In Austria, the art restitution board hears the case. During this time, they are reminded of the Nazi Regimes war crimes, which Randol recalls. Randol pleads with the art restitution board to think of the meaning of the word “restitution”. He encourages them to see past the artwork hanging in art galleries. He tells them to see the injustice of the families, who once own such great paintings, but were forcibly separated from them by the Nazis.
All of a sudden, Maria arrives to speak before the board. She speaks to them, reminding them of the atrocities of the Nazi regime. She also says that while the gallery may see in the “Woman in Gold” as a national treasure, she sees the painting as a family portrait. After making their respective cases, the art restitution board ultimately sides with Maria, returning her painting.
In the final scene, Maria and Randol reconcile and she tells Randol that she elects to have the painting moved to the United States with her.
As a young woman, Maria Altmann (Tatiana Maslany) is forced to flee Austria, leaving behind as prized painting known as the “Woman in Gold”, as Nazi forces arrive.

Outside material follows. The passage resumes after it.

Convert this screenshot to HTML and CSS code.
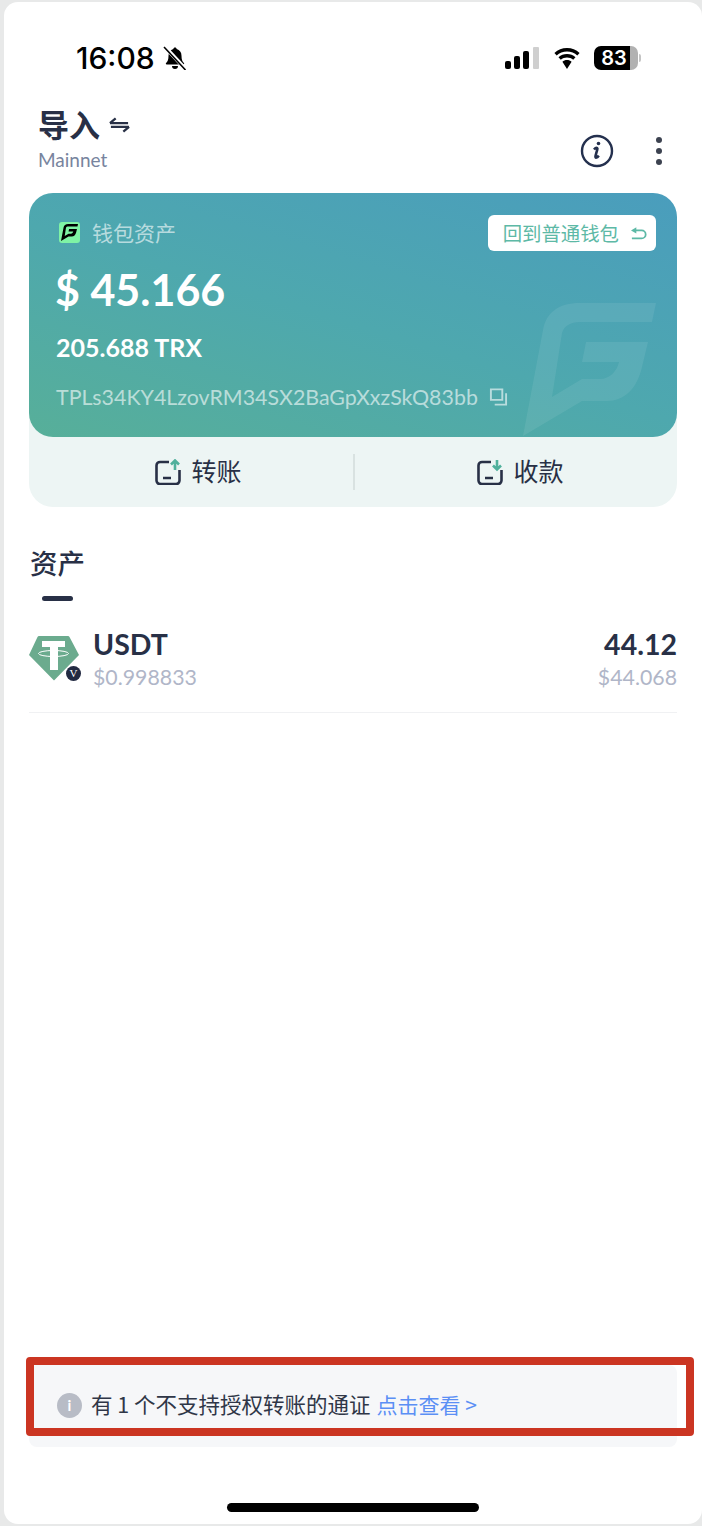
FILE: index.html
```html
<!DOCTYPE html>
<html lang="zh-CN">
<head>
<meta charset="utf-8">
<title>钱包资产</title>
<link rel="stylesheet" href="styles.css">
</head>
<body>
<main class="phone">
  <header class="status">
    <div class="status-left">
      <span class="time">16:08</span>
      <svg class="bell" viewBox="0 0 24 24"><path d="M12 1.500c-.9 0-1.600.7-1.700 1.600C7.300 3.900 5.500 6.500 5.500 9.800c0 3.700-.8 5.600-2.400 7.200-.6.600-.2 1.500.6 1.500h16.600c.8 0 1.200-.9.600-1.500-1.600-1.600-2.400-3.500-2.400-7.200 0-3.300-1.800-5.900-4.800-6.700-.1-.9-.8-1.600-1.700-1.600zM9 20a3 3 0 0 0 6 0z"/><path class="bell-gap" d="M2.500 1.500 22 22.500"/><path class="bell-line" d="M1 1l21.500 23"/></svg>
    </div>
    <div class="status-right">
      <svg class="signal" viewBox="0 0 34 22"><rect x="0" y="14" width="6" height="8" rx="2"/><rect x="9" y="9" width="6" height="13" rx="2"/><rect x="18" y="4" width="6" height="18" rx="2"/><rect class="signal-off" x="28" y="0" width="6" height="22" rx="1"/></svg>
      <svg class="wifi" viewBox="0 0 30 22"><path d="M15 4.500c4 0 7.600 1.500 10.300 4l2.300-2.600A18.500 18.500 0 0 0 15 1 18.500 18.500 0 0 0 2.400 5.900l2.300 2.600c2.700-2.500 6.300-4 10.300-4zM15 10.500c2.400 0 4.500.9 6.200 2.300l2.300-2.600A12.700 12.700 0 0 0 15 7a12.700 12.700 0 0 0-8.500 3.200l2.300 2.600c1.700-1.400 3.800-2.300 6.200-2.300zM15 13c-1.800 0-3.400.7-4.600 1.700L15 22l4.600-7.300C18.400 13.700 16.800 13 15 13z"/></svg>
      <div class="battery"><span class="battery-level">83</span><span class="battery-rest"></span><span class="battery-cap"></span></div>
    </div>
  </header>

  <section class="nav">
    <div class="nav-title">
      <h1 class="title">导入 <svg class="swap" viewBox="0 0 22 18"><path d="M1 7h19M1 7l6-5M21 11H2M21 11l-6 5"/></svg></h1>
      <p class="network">Mainnet</p>
    </div>
    <div class="nav-actions">
      <svg class="info" viewBox="0 0 34 34"><circle cx="17" cy="17" r="15"/><path class="info-i" d="M14 15.500c1-1.200 2.500-2 3.200-1.500.7.500.2 1.500-.3 3l-1.300 4.500c-.4 1.500 0 2.300.8 2.100.8-.2 1.600-1 2.400-2"/><circle class="info-dot" cx="18.500" cy="9.500" r="1.800"/></svg>
      <span class="dots"><i></i><i></i><i></i></span>
    </div>
  </section>

  <section class="wallet">
    <div class="wallet-card">
      <svg class="watermark" viewBox="0 0 133 133"><path d="M0 133 20 27C23 10 35 0 57 0H133L129 19H57C47 19 41 23 39 30L29 94 59 76H77C87 76 94 68 96 59H59L63 39H125L119 64C114 86 101 98 84 98H59Z"/></svg>
      <div class="card-top">
        <div class="card-label">
          <span class="logo"><svg viewBox="0 0 133 133"><path d="M0 133 20 27C23 10 35 0 57 0H133L129 19H57C47 19 41 23 39 30L29 94 59 76H77C87 76 94 68 96 59H59L63 39H125L119 64C114 86 101 98 84 98H59Z"/></svg></span>
          <span>钱包资产</span>
        </div>
        <div class="back-btn">回到普通钱包<svg class="back-icon" viewBox="0 0 18 14"><path class="back-stroke" d="M4 3.500h8a4.500 4.500 0 0 1 0 9H1"/><path class="back-fill" d="M0 3.500 6 0v7z"/></svg></div>
      </div>
      <div class="amount">$ 45.166</div>
      <div class="trx">205.688 TRX</div>
      <div class="address">TPLs34KY4LzovRM34SX2BaGpXxzSkQ83bb<svg class="copy" viewBox="0 0 20 18"><path d="M2 1h12v11H2z"/><path d="M18 5v12H6"/></svg></div>
    </div>
    <div class="actions">
      <div class="action action-send">
        <svg class="action-icon" viewBox="0 0 26 26"><path class="i-dark" d="M14 3H5a3.500 3.500 0 0 0-3.500 3.500v15A3.500 3.500 0 0 0 5 25h16a3.500 3.500 0 0 0 3.500-3.500V11M8 19h8"/><path class="i-green" d="M20 11V2M16 5.500 20 1.500l4 4"/></svg>
        <span>转账</span>
      </div>
      <div class="action action-receive">
        <svg class="action-icon" viewBox="0 0 26 26"><path class="i-dark" d="M14 3H5a3.500 3.500 0 0 0-3.500 3.500v15A3.500 3.500 0 0 0 5 25h16a3.500 3.500 0 0 0 3.500-3.500V11M8 19h8"/><path class="i-green" d="M20 1v9M16 6.500l4 4 4-4"/></svg>
        <span>收款</span>
      </div>
    </div>
  </section>

  <section class="assets">
    <h2 class="assets-tab">资产</h2>
    <span class="tab-bar"></span>
    <div class="asset-row">
      <div class="token">
        <svg class="token-icon" viewBox="0 0 50 46"><path class="t-bg" d="M10 1h29q1 0 1.500 1L50 20 25 45.500 0 20 8.500 2q.5-1 1.500-1z"/><path class="t-t" d="M13 6h23v6h-7v23h-8V12h-8z"/><ellipse class="t-ring" cx="24.500" cy="18.500" rx="15" ry="3"/></svg>
        <span class="badge">V</span>
      </div>
      <div class="asset-name">
        <div class="strong">USDT</div>
        <div class="muted">$0.998833</div>
      </div>
      <div class="asset-value">
        <div class="strong">44.12</div>
        <div class="muted">$44.068</div>
      </div>
    </div>
  </section>

  <aside class="notice">
    <span class="notice-i">i</span>
    <span class="notice-text">有 1 个不支持授权转账的通证</span>
    <span class="notice-link">点击查看 &gt;</span>
    <div class="highlight"></div>
  </aside>

  <div class="home"></div>
</main>
</body>
</html>
```
FILE: styles.css
```css
* { box-sizing: border-box; }
html, body { margin: 0; height: 100%; }
body {
  background: #e8e9e9;
  padding: 2px 0 2px 4px;
  font-family: "Lato", "Noto Sans CJK SC", sans-serif;
  color: #283046;
  overflow: hidden;
}
.phone {
  position: relative;
  height: 1522px;
  background: #fff;
  border-radius: 14px;
  display: flex;
  flex-direction: column;
  padding: 0 25px;
}
.status {
  display: flex;
  justify-content: space-between;
  align-items: center;
  height: 34px;
  margin-top: 39px;
  padding: 0 36px 0 47px;
}
.status-left, .status-right { display: flex; align-items: center; }
.time {
  font: 500 30px/34px "Inter", sans-serif;
  color: #000;
}
.bell { width: 24px; height: 24px; margin-left: 8px; }
.bell path { fill: #000; }
.bell .bell-gap { fill: none; stroke: #fff; stroke-width: 4; }
.bell .bell-line { fill: none; stroke: #000; stroke-width: 1.6; }
.signal { width: 34px; height: 22px; fill: #000; }
.signal-off { fill: #cfcfcf; }
.wifi { width: 30px; height: 22px; margin-left: 13px; fill: #000; }
.battery {
  display: flex;
  align-items: center;
  margin-left: 12px;
  height: 24px;
}
.battery-level {
  width: 36px;
  height: 24px;
  background: #000;
  color: #fff;
  border-radius: 7px 0 0 7px;
  font: 600 20px/24px "Inter", sans-serif;
  text-align: center;
  padding-left: 4px;
}
.battery-rest {
  width: 8px;
  height: 24px;
  background: #b1b1b1;
  border-radius: 0 7px 7px 0;
}
.battery-cap {
  width: 2px;
  height: 8px;
  margin-left: 1px;
  background: #c4c4c4;
  border-radius: 0 2px 2px 0;
}
.nav {
  display: flex;
  justify-content: space-between;
  align-items: flex-end;
  margin-top: 29px;
  padding: 0 15px 0 9px;
}
.title {
  margin: 0;
  display: flex;
  align-items: center;
  font: 700 31px/40px "Noto Sans CJK SC", sans-serif;
  color: #283046;
}
.swap {
  width: 21px;
  height: 18px;
  margin: 2px 0 0 9px;
  fill: none;
  stroke: #283046;
  stroke-width: 2.4;
}
.network {
  margin: 5px 0 0;
  font: 400 19px/22px "Lato", sans-serif;
  color: #78849e;
}
.nav-actions { display: flex; align-items: center; gap: 42px; padding: 0 0 3px; }
.info { width: 34px; height: 34px; fill: none; stroke: #24304e; stroke-width: 2.4; }
.info .info-i { stroke-width: 2.6; }
.info .info-dot { fill: #24304e; stroke: none; }
.dots { display: flex; flex-direction: column; gap: 5px; }
.dots i { width: 6px; height: 6px; border-radius: 50%; background: #3c4250; }
.wallet {
  margin-top: 22px;
  background: #edf5f4;
  border-radius: 24px;
}
.wallet-card {
  position: relative;
  height: 244px;
  padding: 22px 21px 0 26px;
  border-radius: 24px;
  color: #fff;
  overflow: hidden;
  background: linear-gradient(197deg, #4a9dbd 0%, #4ea8ae 52%, #57af99 100%);
}
.watermark {
  position: absolute;
  left: 494px;
  top: 110px;
  width: 133px;
  height: 133px;
  fill: rgba(255, 255, 255, 0.08);
}
.card-top { display: flex; justify-content: space-between; align-items: flex-start; }
.card-label {
  display: flex;
  align-items: center;
  gap: 12px;
  padding: 5px 0 0 4px;
  font: 400 21px/24px "Noto Sans CJK SC", sans-serif;
  color: rgba(255, 255, 255, 0.62);
}
.logo {
  display: flex;
  align-items: center;
  justify-content: center;
  width: 21px;
  height: 21px;
  background: #7ff3a5;
  border-radius: 3px;
}
.logo svg { width: 17px; height: 17px; fill: #000; }
.back-btn {
  display: flex;
  align-items: center;
  height: 36px;
  padding: 0 9px 0 15px;
  background: #fff;
  border-radius: 6px;
  color: #5db9a6;
  font: 400 19.400px/36px "Noto Sans CJK SC", sans-serif;
}
.back-icon { width: 16px; height: 13px; margin-left: 12px; }
.back-stroke { fill: none; stroke: #5db9a6; stroke-width: 2; }
.back-fill { fill: #5db9a6; }
.amount {
  margin-top: 11px;
  font: 700 43px/56px "Lato", sans-serif;
}
.trx {
  margin: 13px 0 0 1px;
  font: 700 25px/32px "Lato", sans-serif;
}
.address {
  display: flex;
  align-items: center;
  margin: 21px 0 0 1px;
  font: 400 21.400px/26px "Lato", sans-serif;
  color: rgba(255, 255, 255, 0.6);
}
.copy {
  width: 19px;
  height: 18px;
  margin-left: 11px;
  fill: none;
  stroke: rgba(255, 255, 255, 0.6);
  stroke-width: 2;
}
.actions { display: grid; grid-template-columns: 1fr 1fr; height: 70px; align-items: center; }
.action {
  display: flex;
  align-items: center;
  justify-content: center;
  gap: 10px;
  height: 36px;
  font: 400 25px/36px "Noto Sans CJK SC", sans-serif;
  color: #283046;
}
.action span { padding-bottom: 4px; }
.action-send { padding-left: 15px; }
.action-receive { padding-left: 9px; border-left: 2px solid #d9e2e1; }
.action-icon { width: 26px; height: 26px; fill: none; }
.i-dark { stroke: #283046; stroke-width: 2.6; }
.i-green { stroke: #4fb09c; stroke-width: 2.6; }
.assets { display: flex; flex-direction: column; margin-top: 35px; }
.assets-tab {
  margin: 0 0 0 1px;
  font: 500 27.500px/40px "Noto Sans CJK SC", sans-serif;
  color: #283046;
}
.tab-bar {
  width: 31px;
  height: 5px;
  margin: 14px 0 0 13px;
  background: #283046;
  border-radius: 3px;
}
.asset-row {
  display: flex;
  align-items: center;
  padding: 27px 0 22px;
  border-bottom: 1px solid #f0f1f3;
}
.token { position: relative; width: 50px; height: 46px; margin: -2px 14px 0 0; }
.token-icon { width: 50px; height: 46px; display: block; }
.t-bg { fill: #6bab8e; }
.t-t { fill: #fff; }
.t-ring { fill: none; stroke: #fff; stroke-width: 1; }
.badge {
  position: absolute;
  right: -2px;
  bottom: 0;
  width: 15px;
  height: 15px;
  border-radius: 50%;
  background: #222a42;
  color: #fff;
  font: 400 11px/15px "Liberation Serif", serif;
  text-align: center;
}
.asset-name { flex: 1; }
.asset-value { text-align: right; }
.strong { font: 700 28.500px/32px "Lato", sans-serif; color: #283046; }
.muted { margin-top: 4px; font: 400 21.300px/26px "Lato", sans-serif; color: #b0b6c8; }
.notice {
  position: relative;
  display: flex;
  align-items: center;
  height: 82px;
  margin-top: auto;
  margin-bottom: 77px;
  padding: 0 0 4px 28px;
  background: #f6f7f9;
  border-radius: 8px;
  font: 400 21.500px/28px "Noto Sans CJK SC", sans-serif;
}
.notice-i {
  width: 25px;
  height: 25px;
  margin: 2px 9px 0 0;
  border-radius: 50%;
  background: #b8bcc6;
  color: #fff;
  font: 700 15px/25px "Lato", sans-serif;
  text-align: center;
}
.notice-text { color: #2f3647; }
.notice-link { margin-left: 6px; font-size: 21px; color: #5b8ff5; }
.highlight {
  position: absolute;
  left: -3px;
  right: -17px;
  top: -8px;
  height: 79px;
  border: 8px solid #cb3522;
  border-radius: 4px;
}
.home {
  position: absolute;
  left: 223px;
  bottom: 12px;
  width: 252px;
  height: 9px;
  background: #000;
  border-radius: 5px;
}
```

However, she is the only one to escape and her family is subsequently killed in the death camps. As an older woman, Maria (Helen Mirren) partners up with a young lawyer, Randol (Ryan Reynolds) to get back the painting from Austria. The minister of Austria and the art director are unwilling to give the painting back as they feel that the painting has become part of their country’s identity. After the United States Supreme Court rules in favor of Maria, the Austrian government attempts to reach an agreement with Maria to retain the painting in their gallery, but Maria refuses.
After a falling out with Randol, Maria fires him. Randol goes back to Austria to argue the case in front of the art restitution board. Maria shows up and also argues the case. The board ultimately sides with Maria. In the final scene, Maria thanks Randol and tells him of her plans to have the “Woman in Gold” moved back to the United States with her.